Note: I answer many more objections in the Appendix of Reimagining Church.
The Mess We Find Ourselves in Today
The primary reason why our ideas on church leadership have strayed so far from God’s will can be traced to our tendency to project Western political notions of government onto the biblical writers—reading them back into the text. When we read words like “pastor,” “overseer,” and “elder,” we immediately think in terms of governmental offices like “president,” “senator,” and “chairman.” So we regard elders, pastors, and overseers as sociological constructs (offices). We view them as vacant slots that possess a reality independent of the persons who populate them. We then ascribe mere men with unquestioned authority simply because they “hold office.”

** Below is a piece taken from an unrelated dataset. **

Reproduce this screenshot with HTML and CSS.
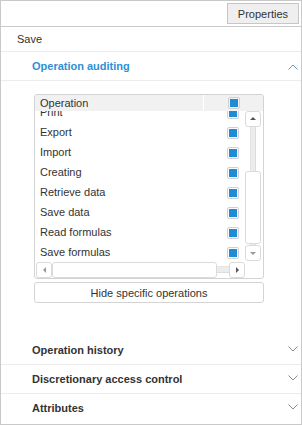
FILE: index.html
```html
<!DOCTYPE html>
<html lang="en">

<head>
    <meta charset="UTF-8">
    <title>Properties</title>
    <link rel="stylesheet" href="styles.css">
</head>

<body>
    <div class="panel">
        <!-- Toolbar -->
        <div class="toolbar">
            <button class="btn-props">Properties</button>
        </div>

        <div class="row-save">Save</div>

        <!-- Operation auditing -->
        <div class="section open">
            <div class="section-head">
                <span>Operation auditing</span>
                <svg class="chevron" width="10" height="6" viewBox="0 0 10 6"><path d="M0.5 5.5 L5 1 L9.5 5.5" /></svg>
            </div>
            <div class="section-body">
                <div class="grid">
                    <div class="grid-head">
                        <div class="col-name">Operation</div>
                        <div class="col-check"><span class="check"></span></div>
                    </div>
                    <div class="grid-main">
                        <div class="grid-view">
                            <div class="grid-rows">
                                <div class="grid-row"><div class="col-name">Print</div><div class="col-check"><span class="check"></span></div></div>
                                <div class="grid-row"><div class="col-name">Export</div><div class="col-check"><span class="check"></span></div></div>
                                <div class="grid-row"><div class="col-name">Import</div><div class="col-check"><span class="check"></span></div></div>
                                <div class="grid-row"><div class="col-name">Creating</div><div class="col-check"><span class="check"></span></div></div>
                                <div class="grid-row"><div class="col-name">Retrieve data</div><div class="col-check"><span class="check"></span></div></div>
                                <div class="grid-row"><div class="col-name">Save data</div><div class="col-check"><span class="check"></span></div></div>
                                <div class="grid-row"><div class="col-name">Read formulas</div><div class="col-check"><span class="check"></span></div></div>
                                <div class="grid-row"><div class="col-name">Save formulas</div><div class="col-check"><span class="check"></span></div></div>
                            </div>
                        </div>
                        <div class="vscroll">
                            <div class="sb-btn"><span class="arr arr-up"></span></div>
                            <div class="vtrack"><div class="vthumb"></div></div>
                            <div class="sb-btn"><span class="arr arr-down"></span></div>
                        </div>
                    </div>
                    <div class="hscroll">
                        <div class="sb-btn"><span class="arr arr-left"></span></div>
                        <div class="hthumb"></div>
                        <div class="htrack"></div>
                        <div class="sb-btn"><span class="arr arr-right"></span></div>
                        <div class="corner"></div>
                    </div>
                </div>
                <button class="btn-hide">Hide specific operations</button>
            </div>
        </div>

        <!-- Collapsed sections -->
        <div class="section">
            <div class="section-head">
                <span>Operation history</span>
                <svg class="chevron" width="10" height="6" viewBox="0 0 10 6"><path d="M0.5 0.5 L5 5 L9.5 0.5" /></svg>
            </div>
        </div>
        <div class="section">
            <div class="section-head">
                <span>Discretionary access control</span>
                <svg class="chevron" width="10" height="6" viewBox="0 0 10 6"><path d="M0.5 0.5 L5 5 L9.5 0.5" /></svg>
            </div>
        </div>
        <div class="section last">
            <div class="section-head">
                <span>Attributes</span>
                <svg class="chevron" width="10" height="6" viewBox="0 0 10 6"><path d="M0.5 0.5 L5 5 L9.5 0.5" /></svg>
            </div>
        </div>
    </div>
</body>

</html>
```

FILE: styles.css
```css
body {
    margin: 0;
    font-family: "Liberation Sans", Arial, sans-serif;
    font-size: 11px;
    color: #333;
    background: #fff;
}

.panel {
    width: 302px;
    height: 425px;
    box-sizing: border-box;
    border: 1px solid #c9c9c9;
    overflow: hidden;
}

.toolbar {
    height: 25px;
    border-bottom: 1px solid #c9c9c9;
    display: flex;
    justify-content: flex-end;
    align-items: flex-start;
}

.btn-props {
    margin: 2px 2px 0 0;
    height: 21px;
    padding: 0 10px;
    background: #efefef;
    border: 1px solid #c6c6c6;
    border-radius: 0;
    font-family: inherit;
    font-size: 11px;
    color: #333;
}

.row-save {
    height: 24px;
    line-height: 24px;
    padding-left: 16px;
    border-bottom: 1px solid #ececec;
}

.section {
    border-bottom: 1px solid #ececec;
}

.section.open {
    border-bottom: none;
}

.section.last {
    border-bottom: none;
}

.section-head {
    height: 28px;
    display: flex;
    align-items: center;
    justify-content: space-between;
    padding: 0 3px 0 31px;
    font-weight: bold;
}

.section.open .section-head {
    color: #2f8fd4;
    border-bottom: 1px solid #ececec;
}

.chevron {
    fill: none;
    stroke: #8a8a8a;
    stroke-width: 1;
    margin-top: -3px;
}

.section.open .chevron {
    stroke: #5a9fcf;
    margin-top: 1px;
}

.section-body {
    height: 255px;
    padding: 13px 0 0 33px;
    box-sizing: border-box;
}

/* Grid */
.grid {
    width: 230px;
    box-sizing: border-box;
    border: 1px solid #d3d3d3;
    border-radius: 3px;
    overflow: hidden;
}

.grid-head {
    height: 16px;
    display: flex;
    background: #f1f1f1;
}

.col-name {
    width: 168px;
    flex: none;
    padding-left: 5px;
    box-sizing: border-box;
    white-space: nowrap;
}

.grid-head .col-name {
    line-height: 16px;
    border-right: 1px solid #fff;
    width: 169px;
}

.col-check {
    width: 59px;
    flex: none;
    display: flex;
    justify-content: center;
    align-items: center;
}

.check {
    width: 8px;
    height: 8px;
    border: 1px solid #d0d0d0;
    border-radius: 2px;
    padding: 1px;
    background: #1e8bd4;
    background-clip: content-box;
    margin-left: 1px;
}

.grid-main {
    height: 151px;
    display: flex;
}

.grid-view {
    width: 210px;
    overflow: hidden;
}

.grid-rows {
    width: 228px;
    margin-top: -9px;
}

.grid-row {
    height: 20px;
    display: flex;
    align-items: center;
}

.grid-row .col-check {
    padding-top: 2px;
}

/* Scrollbars */
.sb-btn {
    width: 14px;
    height: 14px;
    border: 1px solid #dadada;
    border-radius: 3px;
    background: #fff;
    display: flex;
    align-items: center;
    justify-content: center;
    flex: none;
}

.arr {
    width: 0;
    height: 0;
    border: 3px solid transparent;
}

.arr-up {
    border-bottom-color: #555;
    border-top-width: 0;
    margin-top: -1px;
}

.arr-down {
    border-top-color: #999;
    border-bottom-width: 0;
}

.arr-left {
    border-right-color: #999;
    border-left-width: 0;
}

.arr-right {
    border-left-color: #555;
    border-right-width: 0;
}

.vscroll {
    width: 18px;
    display: flex;
    flex-direction: column;
    padding-bottom: 1px;
    box-sizing: border-box;
}

.vtrack {
    flex: 1;
    width: 16px;
    display: flex;
    flex-direction: column;
    justify-content: flex-end;
    background: linear-gradient(to right, transparent 5px, #dcdcdc 5px, #ececec 6px, #ececec 10px, #dcdcdc 10px, #dcdcdc 11px, transparent 11px);
    padding-bottom: 1px;
}

.vthumb {
    height: 71px;
    width: 14px;
    border: 1px solid #dadada;
    border-radius: 3px;
    background: #fff;
}

.hscroll {
    height: 16px;
    display: flex;
    padding-left: 1px;
}

.hthumb {
    width: 163px;
    height: 14px;
    border: 1px solid #dadada;
    border-radius: 3px;
    background: #fff;
    flex: none;
}

.htrack {
    width: 12px;
    background: linear-gradient(to bottom, transparent 4px, #dcdcdc 4px, #ececec 5px, #ececec 10px, #dcdcdc 10px, #dcdcdc 11px, transparent 11px);
}

.corner {
    flex: 1;
}

.btn-hide {
    display: block;
    margin-top: 3px;
    width: 230px;
    height: 21px;
    background: #fff;
    border: 1px solid #d3d3d3;
    border-radius: 3px;
    font-family: inherit;
    font-size: 11px;
    color: #333;
    padding: 0;
}
```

The N.T. notion of leadership is markedly different. As previously stated, there’s no biblical warrant for the idea that church leadership is official. Neither is there any scriptural backing for the notion that some believers have authority over other believers. The only authority that exists in the church is Jesus Christ. Humans have no authority in themselves. Divine authority is vested only in the Head and expressed through the body. Good leadership, therefore, is never authoritarian. It only displays authority when it’s expressing the mind of Jesus Christ.
The basic tasks of biblical leadership are facilitation, nurture, guidance, and service. To the degree that a member is modeling the will of God in one of those areas, to that degree he or she is leading. It’s no wonder that Paul never chose to use any of the forty-plus common Greek words for “office” and “authority” when discussing leaders. Again, Paul’s favorite word for describing leadership is the opposite of what natural minds would suspect. It’s diakonos, which means a “servant”—a person very low on the social totem pole in the 1st Century.